Oliver’s main segment concerned the less explosive but extremely important issue of mail-in voting – the same issue which garnered Trump’s other Twitter censure last week, for his erroneous claim that it’s “substantially fraudulent”. Mail-in voting is actually common in many states with both Republican and Democratic-leaning governments, “and if this pandemic continues into the fall, as it most certainly will, many voters will want to do exactly that”, said Oliver. “Because think about it: holding an in-person election during a pandemic is an absolute nightmare.
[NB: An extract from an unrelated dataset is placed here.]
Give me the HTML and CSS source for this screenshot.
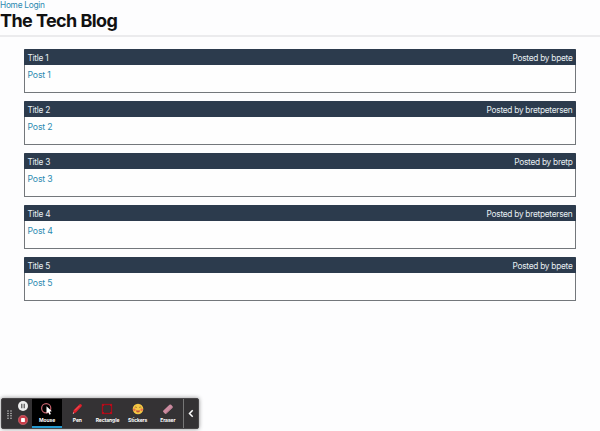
FILE: index.html
```html
<!DOCTYPE html>
<html lang="en">
<head>
<meta charset="utf-8">
<title>The Tech Blog</title>
<link rel="stylesheet" href="styles.css">
</head>
<body>
<header class="site-header">
  <nav class="nav"><a>Home</a> <a>Login</a></nav>
  <h1>The Tech Blog</h1>
</header>
<main class="posts">
  <article class="post"><div class="post-head"><span>Title 1</span><span>Posted by bpete</span></div><a class="post-body">Post 1</a></article>
  <article class="post"><div class="post-head"><span>Title 2</span><span>Posted by bretpetersen</span></div><a class="post-body">Post 2</a></article>
  <article class="post"><div class="post-head"><span>Title 3</span><span>Posted by bretp</span></div><a class="post-body">Post 3</a></article>
  <article class="post"><div class="post-head"><span>Title 4</span><span>Posted by bretpetersen</span></div><a class="post-body">Post 4</a></article>
  <article class="post"><div class="post-head"><span>Title 5</span><span>Posted by bpete</span></div><a class="post-body">Post 5</a></article>
</main>
<div class="toolbar">
  <svg class="grip" viewBox="0 0 5 9"><g fill="#ccc"><circle cx="1" cy="1" r=".75"/><circle cx="4" cy="1" r=".75"/><circle cx="1" cy="3.4" r=".75"/><circle cx="4" cy="3.4" r=".75"/><circle cx="1" cy="5.8" r=".75"/><circle cx="4" cy="5.8" r=".75"/><circle cx="1" cy="8.2" r=".75"/><circle cx="4" cy="8.2" r=".75"/></g></svg>
  <div class="controls">
    <svg viewBox="0 0 10 10"><circle cx="5" cy="5" r="5" fill="#eee"/><path d="M3.8 2.7v4.6M6.2 2.7v4.6" stroke="#444" stroke-width="1.1"/></svg>
    <svg viewBox="0 0 10 10"><circle cx="5" cy="5" r="4.7" fill="#c93d49" stroke="#d0707a" stroke-width=".6"/><rect x="3.1" y="3.1" width="3.8" height="3.8" rx=".4" fill="#fff"/></svg>
  </div>
  <div class="tool active"><svg viewBox="0 0 14 14"><circle cx="6.2" cy="6.3" r="4.6" fill="none" stroke="#c4606b" stroke-width="1.2"/><path d="M6.5 4.2v7.4l1.7-1.5 1.3 2.7 1.4-.7-1.3-2.6 2.3-.2z" fill="#fff"/></svg><span>Mouse</span></div>
  <div class="tool"><svg viewBox="0 0 14 14"><path d="M2.8 11.8l.9-3.8 5.6-5.5q1-.9 2.1.1t.1 2L5.9 10.4z" fill="#df202b"/><path d="M5 8.4l4.5-4.5" stroke="#f27b80" stroke-width=".7"/><path d="M2.8 11.8l.4-1.5 1 1z" fill="#eee"/></svg><span>Pen</span></div>
  <div class="tool"><svg viewBox="0 0 14 14"><rect x="2.5" y="2.5" width="9" height="9" fill="none" stroke="#a80b19" stroke-width="1.3"/><g fill="#b80c1b"><path d="M2 2h2v2H2zM10 2h2v2h-2zM2 10h2v2H2zM10 10h2v2h-2z"/></g></svg><span>Rectangle</span></div>
  <div class="tool"><svg viewBox="0 0 14 14"><circle cx="7" cy="7" r="5.3" fill="#f3c643"/><path d="M3.7 5.6q1.1-1.3 2.2 0M8.1 5.6q1.1-1.3 2.2 0" fill="none" stroke="#8b572c" stroke-width=".7"/><path d="M4.8 8.5h4.4q-.4 1.9-2.2 1.9t-2.2-1.9z" fill="#c4513a"/><g fill="#ec6e4d"><circle cx="3.3" cy="7.8" r="1.2"/><circle cx="10.7" cy="7.8" r="1.2"/></g></svg><span>Stickers</span></div>
  <div class="tool"><svg viewBox="0 0 14 14"><g transform="rotate(-43 7 7)"><rect x="1.5" y="4.9" width="10.6" height="4.4" rx="1.2" fill="#cc8ba0"/><path d="M2.6 8.8h8.5" stroke="#a76b80" stroke-width=".7"/></g></svg><span>Eraser</span></div>
  <div class="collapse"><svg viewBox="0 0 6 9"><path d="M4.7 1.2L1.5 4.5l3.2 3.3" fill="none" stroke="#fff" stroke-width="1.5"/></svg></div>
</div>
</body>
</html>
```
FILE: styles.css
```css
* { box-sizing: border-box; }
body {
  margin: 0;
  height: 431px;
  overflow: hidden;
  background: #fdfdfe;
  color: #111;
  font: 8.3px/10px Inter, "Liberation Sans", sans-serif;
  letter-spacing: -.26px;
}
a { color: #2b8ab0; }
.site-header { height: 37px; border-bottom: 2px solid #ebebed; }
.nav { height: 10px; }
h1 { margin: 0; font-size: 18px; line-height: 22px; font-weight: 700; letter-spacing: -.58px; }
.posts { display: flex; flex-direction: column; gap: 7.9px; padding: 12px 24px 0; }
.post { height: 44px; border: 1px solid #73777b; border-top-color: #2c3b4d; background: #fefefe; }
.post-head {
  display: flex;
  justify-content: space-between;
  height: 15px;
  margin: 0 -1px;
  padding: 0 3.5px;
  background: #2c3b4d;
  color: #e8eff3;
  line-height: 16px;
}
.post-body { display: block; padding: 5px 2.5px; font-size: 8.7px; letter-spacing: -.15px; }
.toolbar {
  position: absolute;
  left: 1px;
  top: 398px;
  display: flex;
  width: 198px;
  height: 31px;
  border: 1px solid #484648;
  border-radius: 2px;
  background: #343234;
  box-shadow: 0 0 4px rgba(0, 0, 0, .45);
  letter-spacing: 0;
}
.grip { width: 5px; height: 9px; margin: 11px 6px 0 5px; }
.controls { display: flex; flex-direction: column; gap: 4px; width: 14px; padding-top: 2px; }
.controls svg { width: 10px; height: 10px; }
.tool {
  display: flex;
  flex-direction: column;
  align-items: center;
  width: 30.2px;
  padding-top: 3px;
  color: #fff;
  font-size: 5px;
  font-weight: 700;
  letter-spacing: -.1px;
  line-height: 7px;
}
.tool svg { width: 14px; height: 14px; margin-bottom: 1px; }
.active { background: #000; border-bottom: 2px solid #249ad0; }
.collapse { display: flex; flex: 1; align-items: center; justify-content: center; border-left: 1px solid #777; }
.collapse svg { width: 6px; height: 9px; }
```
“The question isn’t ‘should we have voting by mail’ at all, because we already do,” Oliver explained. “It’s ‘how hard should we make it?’” That question depends on where you live – some states have significant restrictions on mail-in voting, such as Alabama, which requires mail-in ballots to include a photocopy of one’s state ID and a notary signed by two witnesses. Voter fraud is thus a crime that is “difficult, high-risk and low reward”, said Oliver. “It’s as if at the end of Ocean’s Eight, we learned that Sandra Bullock had gone to all the trouble of breaking into the Met Gala to steal a map of state’s quarters.”

And while advocates argue that it will reduce obstacles to civic participation, “that in and of itself may be why it’s become so controversial”, Oliver said. “Conservative opponents often speculate that any increased participation would benefit Democrats despite the fact that researchers have consistently found that hasn’t obviously helped one party or the other.”

The attempts to discredit mail-in voting during a pandemic is why “now is absolutely the time to talk about this,” Oliver concluded. “You cannot prepare for an election the same way you update your computer’s software, by just putting it off for months on end and secretly hoping that maybe you’ll be dead before you actually have to deal with it. We need to get this right, now.”